8. The Insomniacs by Marit Weisenberg
In this immersive, propulsive YA novel that’s been described as “Rear Window meets John Hughes,” 17-year-old competitive diver Ingrid is recovering from a dive injury that’s left her with an unrelenting case of insomnia. One night, while gazing out her window, she spies her former best friend and long-standing crush, Van, awake in the dead of night, too, and the pair lock eyes. Wracked by sleepless nights, Van and Ingrid try to solve the mystery of their insomnia and get sucked into an even darker mystery about their upper-middle-class neighborhood. Weisenberg’s intoxicating prose and intricate plotting make for a swift, delectable read.
Every single book in Kepnes’s dizzying blockbuster series meets the very definition of a guilty pleasure. You is one of those rare novels that I honestly did devour in one sitting, completely held hostage by the charming, psychopathic bookseller, Joe Goldberg, who becomes obsessed with the beautiful and brilliant Beck, the object of his stalking and manipulation. The reading experience is akin to zip-lining. This wickedly dark tale will have you simultaneously rooting for and cringing against its whip-smart narrator.

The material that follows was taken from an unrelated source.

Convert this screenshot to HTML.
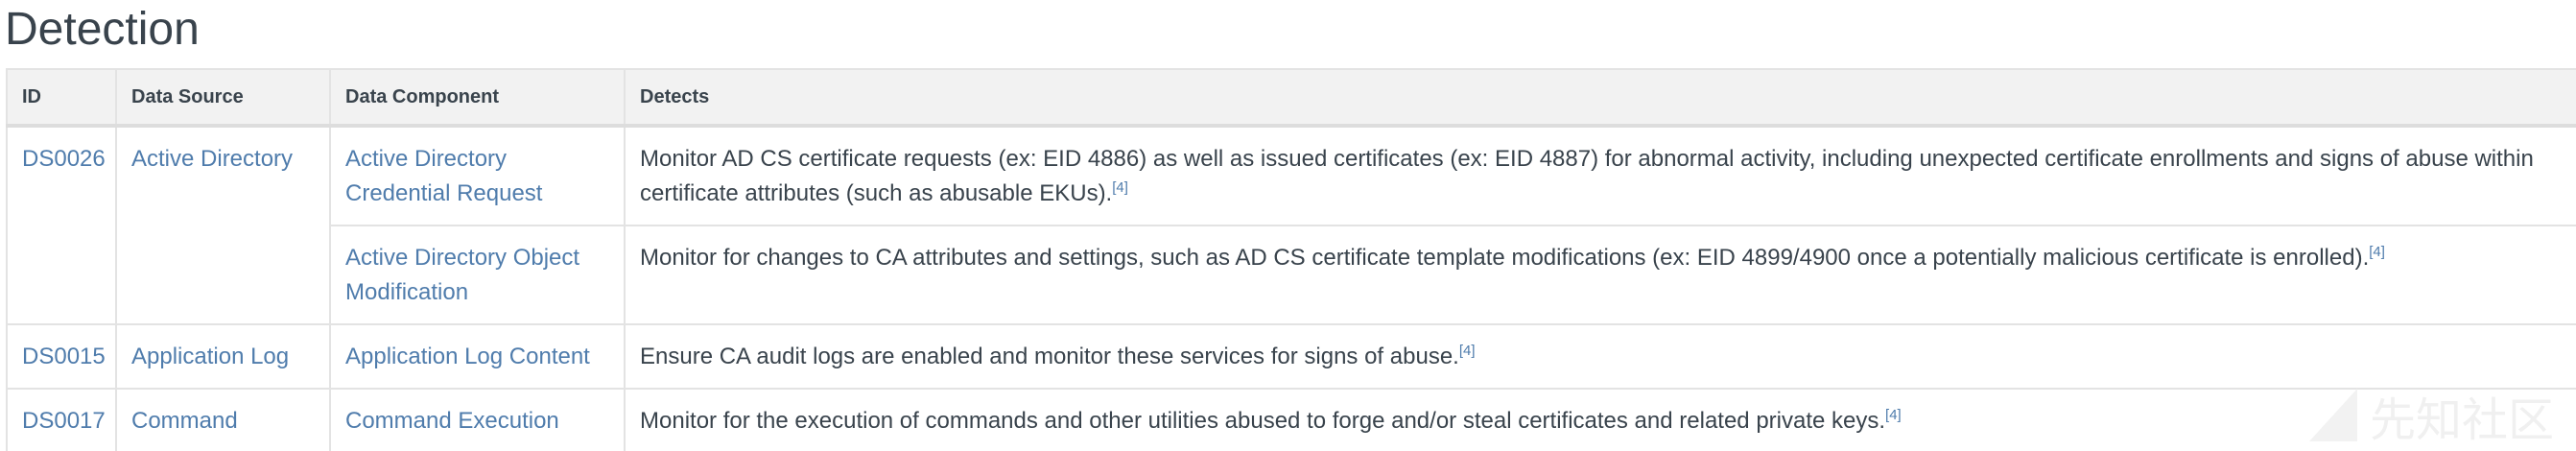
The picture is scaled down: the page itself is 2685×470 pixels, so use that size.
<!DOCTYPE html>
<html><head><meta charset="utf-8"><style>
html,body{margin:0;padding:0;background:#fff;width:2685px;height:470px;overflow:hidden;}
body{font-family:"Liberation Sans","Noto Sans CJK SC",sans-serif;color:#39434c;position:relative;}
h2{position:absolute;left:5px;top:0;margin:0;font-weight:normal;font-size:48px;line-height:62px;color:#39434c;}
table{position:absolute;left:6px;top:71px;border-collapse:collapse;width:2700px;font-size:24px;table-layout:fixed;}
th,td{border:2px solid #e3e3e3;text-align:left;vertical-align:top;padding:0 15px 0 15px;}
th{background:#f2f2f2;height:56px;font-weight:bold;font-size:20px;vertical-align:middle;border-bottom:4px solid #ddd;}
td{line-height:36px;padding-top:15px;padding-bottom:14px;}
a{color:#4f7cac;text-decoration:none;}
sup{font-size:15px;line-height:0;color:#4f7cac;}
.wm{position:absolute;left:2470px;top:405px;font-size:48px;line-height:56px;color:#f0f0f0;font-family:"Noto Sans CJK SC",sans-serif;white-space:nowrap;}
.tri{position:absolute;left:2407px;top:405px;width:0;height:0;border-left:50px solid transparent;border-bottom:55px solid #f2f2f2;}
</style></head><body>
<h2>Detection</h2>
<table>
<colgroup><col style="width:114px"><col style="width:223px"><col style="width:307px"><col></colgroup>
<tr><th>ID</th><th>Data Source</th><th>Data Component</th><th>Detects</th></tr>
<tr><td rowspan="2"><a>DS0026</a></td><td rowspan="2"><a>Active Directory</a></td><td><a>Active Directory Credential Request</a></td><td>Monitor AD CS certificate requests (ex: EID 4886) as well as issued certificates (ex: EID 4887) for abnormal activity, including unexpected certificate enrollments and signs of abuse within certificate attributes (such as abusable EKUs).<sup>[4]</sup></td></tr>
<tr><td><a>Active Directory Object Modification</a></td><td>Monitor for changes to CA attributes and settings, such as AD CS certificate template modifications (ex: EID 4899/4900 once a potentially malicious certificate is enrolled).<sup>[4]</sup></td></tr>
<tr><td><a>DS0015</a></td><td><a>Application Log</a></td><td><a>Application Log Content</a></td><td>Ensure CA audit logs are enabled and monitor these services for signs of abuse.<sup>[4]</sup></td></tr>
<tr><td><a>DS0017</a></td><td><a>Command</a></td><td><a>Command Execution</a></td><td>Monitor for the execution of commands and other utilities abused to forge and/or steal certificates and related private keys.<sup>[4]</sup></td></tr>
</table>
<div class="tri"></div>
<div class="wm">先知社区</div>
</body></html>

“It was supposed to be the perfect week away…” reads the ominous tagline for Stage’s latest thrill-ride. Sisters Imogen and Beck reunite with their high school friend, Tilda, for a week of backpacking and camping at the Grand Canyon. The once-tight trio has drifted into different directions—geographically and emotionally—ever since a terrible event (dubbed “The Thing”) happened one night in college. Instead of a relaxing escape into nature, they find themselves on a descent into terror as it becomes unnervingly clear they’re not alone on the trail. You won’t blink until you read the last line.